All i really wanted to tell to everyone was that i had seen a glimpse of a life in places where it never gets cold. In places i can pick my own coconuts from the garden. In places where the ocean glows red and turquoise in the light of the setting sun. I have seen what life could be like, and i will not be happy here, i will not be happy if i stay.
So i had to go. While drinking that coffee i said to myself, for some reason: this time next year i will be in Bali. I don’t know why exactly it was Bali, but that was decided then and there, that’s what first popped into my head. And the 6th of December 2017, everything i own was safely packed up in a small room of my childhood home, and i was on the empty plane going towards Denpasar. Traveling alone for the first time in my life, even though to an easy and safe destination, filled me with so much emotion i can still almost feel it. The feeling is safely packed inside my heart, where i treasure it and hope to never forget.

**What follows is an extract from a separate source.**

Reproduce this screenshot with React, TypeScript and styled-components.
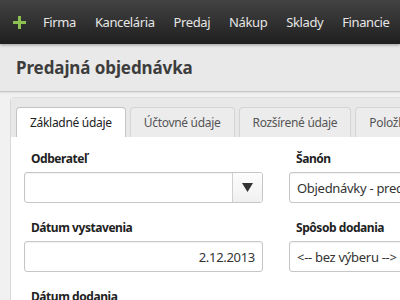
import styled, { createGlobalStyle } from 'styled-components';

const GlobalStyle = createGlobalStyle`
  html, body {
    margin: 0;
    padding: 0;
    overflow: hidden;
    background: #f1f1f1;
    font-family: "Noto Sans", "Open Sans", sans-serif;
  }
`;

const TopBar = styled.div`
  height: 44px;
  display: flex;
  align-items: center;
  padding-left: 13px;
  background: linear-gradient(#434343, #1f1f1f);
  box-shadow: 0 1px 3px rgba(0, 0, 0, 0.35);
  position: relative;
  z-index: 2;
  white-space: nowrap;
`;

const Logo = styled.svg`
  width: 13px;
  height: 13px;
  margin-right: 7.5px;
  flex-shrink: 0;
`;

const NavItem = styled.div`
  color: #e6e6e6;
  font-size: 13px;
  letter-spacing: -0.4px;
  padding: 0 9.5px;
`;

const TitleBar = styled.div`
  height: 47px;
  display: flex;
  align-items: center;
  padding: 0 16px;
  background: #e9e9e9;
  border-bottom: 1px solid #c6c6c6;
  box-shadow: 0 1px 2px rgba(0, 0, 0, 0.08);
`;

const Title = styled.h1`
  margin: 0;
  font-size: 17px;
  font-weight: bold;
  letter-spacing: -0.1px;
  color: #3d3d3d;
`;

const Page = styled.div`
  padding: 5px 0 0 10px;
`;

const Panel = styled.div`
  width: 520px;
  border-left: 1px solid #d9d9d9;
  border-top: 1px solid #dedede;
  border-top-left-radius: 4px;
  background: #fff;
`;

const TabStrip = styled.div`
  display: flex;
  gap: 4px;
  padding: 9px 0 0 5px;
  background: #e8e8e8;
  border-top-left-radius: 4px;
`;

const Tab = styled.div<{ active?: boolean }>`
  height: 29px;
  padding: 0 13px;
  display: flex;
  align-items: center;
  font-size: 12px;
  letter-spacing: -0.3px;
  color: ${({ active }) => (active ? '#222' : '#555')};
  background: ${({ active }) => (active ? '#fff' : '#ececec')};
  border: 1px solid ${({ active }) => (active ? '#c4c4c4' : '#d4d4d4')};
  border-bottom: none;
  border-radius: 4px 4px 0 0;
  white-space: nowrap;
`;

const Form = styled.div`
  display: grid;
  grid-template-columns: 239px 239px;
  column-gap: 26px;
  padding: 14px 0 0 13px;
`;

const Field = styled.div`
  margin-bottom: 17px;
`;

const Label = styled.div`
  font-size: 12px;
  line-height: 16px;
  font-weight: bold;
  letter-spacing: -0.45px;
  color: #222;
  padding-left: 7px;
  margin-bottom: 5px;
`;

const Input = styled.div<{ align?: string }>`
  height: 29px;
  display: flex;
  align-items: center;
  justify-content: ${({ align }) => (align === 'right' ? 'flex-end' : 'flex-start')};
  padding: 0 7px;
  border: 1px solid #c6c6c6;
  border-radius: 3px;
  box-shadow: inset 0 1px 2px rgba(0, 0, 0, 0.06);
  font-size: 13px;
  letter-spacing: -0.3px;
  color: #333;
  white-space: nowrap;
  overflow: hidden;
`;

const ComboInput = styled(Input)`
  padding: 0;
  justify-content: flex-end;
`;

const DropButton = styled.div`
  width: 29px;
  height: 100%;
  border-left: 1px solid #d0d0d0;
  background: linear-gradient(#fdfdfd, #f0f0f0);
  display: flex;
  align-items: center;
  justify-content: center;
`;

const Arrow = styled.svg`
  width: 11px;
  height: 9px;
`;

const App = () => {
  const menu = ['Firma', 'Kancelária', 'Predaj', 'Nákup', 'Sklady', 'Financie'];
  const tabs = ['Základné údaje', 'Účtovné údaje', 'Rozšírené údaje', 'Položky'];

  return (
    <>
      <GlobalStyle />
      <TopBar>
        <Logo viewBox="0 0 13 13">
          <rect x="5" y="0" width="3" height="13" fill="#8cc152" />
          <rect x="0" y="5" width="13" height="3" fill="#8cc152" />
        </Logo>
        {menu.map((m) => (
          <NavItem key={m}>{m}</NavItem>
        ))}
      </TopBar>
      <TitleBar>
        <Title>Predajná objednávka</Title>
      </TitleBar>
      <Page>
        <Panel>
          <TabStrip>
            {tabs.map((t, i) => (
              <Tab key={t} active={i === 0}>{t}</Tab>
            ))}
          </TabStrip>
          <Form>
            <Field>
              <Label>Odberateľ</Label>
              <ComboInput>
                <DropButton>
                  <Arrow viewBox="0 0 11 9">
                    <path d="M0 0 L11 0 L5.5 9 Z" fill="#333" />
                  </Arrow>
                </DropButton>
              </ComboInput>
            </Field>
            <Field>
              <Label>Šanón</Label>
              <Input>Objednávky - predaj</Input>
            </Field>
            <Field>
              <Label>Dátum vystavenia</Label>
              <Input align="right">2.12.2013</Input>
            </Field>
            <Field>
              <Label>Spôsob dodania</Label>
              <Input>&lt;-- bez výberu --&gt;</Input>
            </Field>
            <Field>
              <Label>Dátum dodania</Label>
              <Input />
            </Field>
          </Form>
        </Panel>
      </Page>
    </>
  );
};

export default App;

I was supposed to be going back. I wrote fourteen job applications, sent them before i left traveling but only got an answer to one of them. During my second whole month in Bali i wrote three to four applications per week and looked at available jobs every day after lunch and got one interview. I was trying not to be stressed about it, but my date of going back home came closer and closer, and i had nothing to go back to.
It took me a ridiculous amount of time to realize i do not need to go back. I was trying too hard to control the future i was about to lose because things were not going the way i wanted them to go. I was trying to protect the ideal plan we had made for ourselves. It came to me very slowly, the realization that i don’t need to be in Finland to live my life. I don’t need to keep Finland as my home, as my base. I can do anything – i actually can do anything! What a relief it was, when one morning realized it. I let go of every piece of control i tried to have, i let go of expectations, i let go of the “what now? what’s next?”

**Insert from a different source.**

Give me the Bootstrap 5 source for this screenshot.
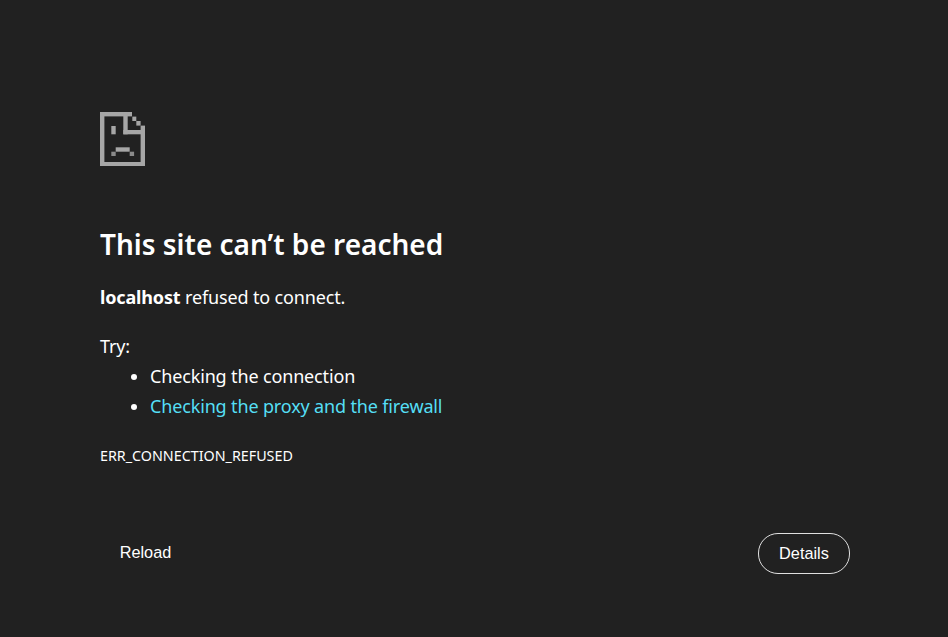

Suddenly every little detail started falling into place. I got an offer to work in Thailand for next high season. My boyfriend got a job from a little island in Indonesia. I found myself paying a deposit of a yoga teacher training held in India next July – and i got a promise that i will have a spot to keep classes in Thailand.
There it was and here it is: we are officially starting a life out of our backpacks, at least for a year on, who knows how long. The next twelve months i am going to live half in Indonesia and half in Thailand, traveling to India in the meanwhile. It all sounds so strange to me, still. Sometimes i sit down and quiet myself. I look up and see the palm trees. I close my eyes and hear the sounds of the jungle. Then i wonder; is this the life now?